After camping in a yet to be planted field besides a patch of trees I had a final two Carnegies in Ohio the next day along Highway Six, the road that would take me across Indiana and almost all the way to Chicago. The first was in Napoleon along the Maumee River that empties into Lake Erie. Its Carnegie, with "Carnegie Library" over its entry, is now a storage facility for the new library just behind it. The red brick building with two columns was somewhat blocked by a beginning to bud grand magnolia tree.
The Bryan Carnegie had a huge addition behind it, with the front entrance unceremoniously blocked, slightly tainting its white-brick elegance with two inset Doric columns. It acknowledged Carnegie on its exterior with "1903 Carnegie" chiseled just under its peaked roof.
I could access its WIFI, but it wasn't strong enough to connect with Janina through our Apple FaceTime feature as I so easily did from the Philippines. I'd had no success on this trip, and we had much to catch up on, especially her first smelting outing along Lake Michigan at Montrose Friday night with our friend Tim, who had twice biked with us to Midewin National Prairie. She was on line. I went in search of a pay phone that she could call me on. I spent twenty minutes meandering around Bryan and asking whoever I saw, pedestrians and dog-walkers and joggers, and going into the local movie house and a liquor store, and could find no one knew who knew of a pay phone. They have gone the way of the dodo.
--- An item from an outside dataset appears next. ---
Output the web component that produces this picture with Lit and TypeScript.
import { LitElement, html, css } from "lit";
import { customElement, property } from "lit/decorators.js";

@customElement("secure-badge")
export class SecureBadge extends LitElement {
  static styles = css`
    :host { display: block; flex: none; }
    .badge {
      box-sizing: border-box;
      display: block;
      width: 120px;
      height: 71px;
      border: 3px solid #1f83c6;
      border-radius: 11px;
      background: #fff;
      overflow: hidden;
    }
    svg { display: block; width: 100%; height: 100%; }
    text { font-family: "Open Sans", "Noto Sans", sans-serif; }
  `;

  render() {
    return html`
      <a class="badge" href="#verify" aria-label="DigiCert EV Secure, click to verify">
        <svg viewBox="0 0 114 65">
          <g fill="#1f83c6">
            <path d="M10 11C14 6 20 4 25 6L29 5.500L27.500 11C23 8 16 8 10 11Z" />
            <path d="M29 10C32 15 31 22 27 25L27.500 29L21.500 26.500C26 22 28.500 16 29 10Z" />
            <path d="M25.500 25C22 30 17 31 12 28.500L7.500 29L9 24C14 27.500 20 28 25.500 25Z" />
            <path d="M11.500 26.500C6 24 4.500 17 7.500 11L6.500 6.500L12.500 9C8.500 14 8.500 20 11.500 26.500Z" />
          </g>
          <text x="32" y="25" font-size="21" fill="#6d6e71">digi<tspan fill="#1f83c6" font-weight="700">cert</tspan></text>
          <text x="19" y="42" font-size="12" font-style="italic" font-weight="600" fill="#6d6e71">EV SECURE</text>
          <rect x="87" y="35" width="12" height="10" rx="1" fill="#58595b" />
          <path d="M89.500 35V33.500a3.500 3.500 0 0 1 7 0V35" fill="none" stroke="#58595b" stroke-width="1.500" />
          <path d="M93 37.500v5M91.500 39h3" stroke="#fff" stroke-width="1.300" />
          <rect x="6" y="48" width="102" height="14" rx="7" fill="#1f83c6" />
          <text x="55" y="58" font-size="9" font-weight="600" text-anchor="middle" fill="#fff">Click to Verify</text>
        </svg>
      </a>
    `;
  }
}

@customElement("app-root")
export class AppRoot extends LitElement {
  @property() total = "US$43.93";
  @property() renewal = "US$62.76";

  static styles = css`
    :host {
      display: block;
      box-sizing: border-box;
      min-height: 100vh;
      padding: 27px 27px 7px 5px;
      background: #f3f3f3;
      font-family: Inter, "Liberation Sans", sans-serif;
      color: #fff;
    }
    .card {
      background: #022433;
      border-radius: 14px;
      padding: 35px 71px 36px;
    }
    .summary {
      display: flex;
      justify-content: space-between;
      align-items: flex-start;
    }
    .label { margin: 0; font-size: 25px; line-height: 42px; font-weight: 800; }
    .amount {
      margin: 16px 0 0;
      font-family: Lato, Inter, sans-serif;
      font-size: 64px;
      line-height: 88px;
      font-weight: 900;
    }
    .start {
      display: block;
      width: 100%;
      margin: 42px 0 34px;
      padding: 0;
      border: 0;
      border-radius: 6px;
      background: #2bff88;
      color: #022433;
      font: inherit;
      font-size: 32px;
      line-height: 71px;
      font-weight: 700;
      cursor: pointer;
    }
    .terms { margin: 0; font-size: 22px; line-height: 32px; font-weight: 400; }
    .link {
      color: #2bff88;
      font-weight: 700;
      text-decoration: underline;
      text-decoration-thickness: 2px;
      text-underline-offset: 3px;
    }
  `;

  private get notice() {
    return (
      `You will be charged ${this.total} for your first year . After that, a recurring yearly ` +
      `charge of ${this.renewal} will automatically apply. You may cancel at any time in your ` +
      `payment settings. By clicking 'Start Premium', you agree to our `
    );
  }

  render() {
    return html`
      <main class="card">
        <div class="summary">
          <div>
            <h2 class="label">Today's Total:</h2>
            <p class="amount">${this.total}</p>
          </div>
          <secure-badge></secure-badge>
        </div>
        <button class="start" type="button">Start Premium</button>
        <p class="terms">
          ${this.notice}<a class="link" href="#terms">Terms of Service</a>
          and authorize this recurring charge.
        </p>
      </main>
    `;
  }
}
It being Easter it seemed appropriate that I camped behind a church just across the border into Indiana, not far from Butler. I could have pushed into a forest behind it, but the church's gardening shed was far enough from the road to offer all the privacy I needed and spared me from having to push my bike through a furrowed field and then some brambles. Though it wasn't particularly rustic, it was still Another Great Night in the Tent after Another Great Day on the Bike.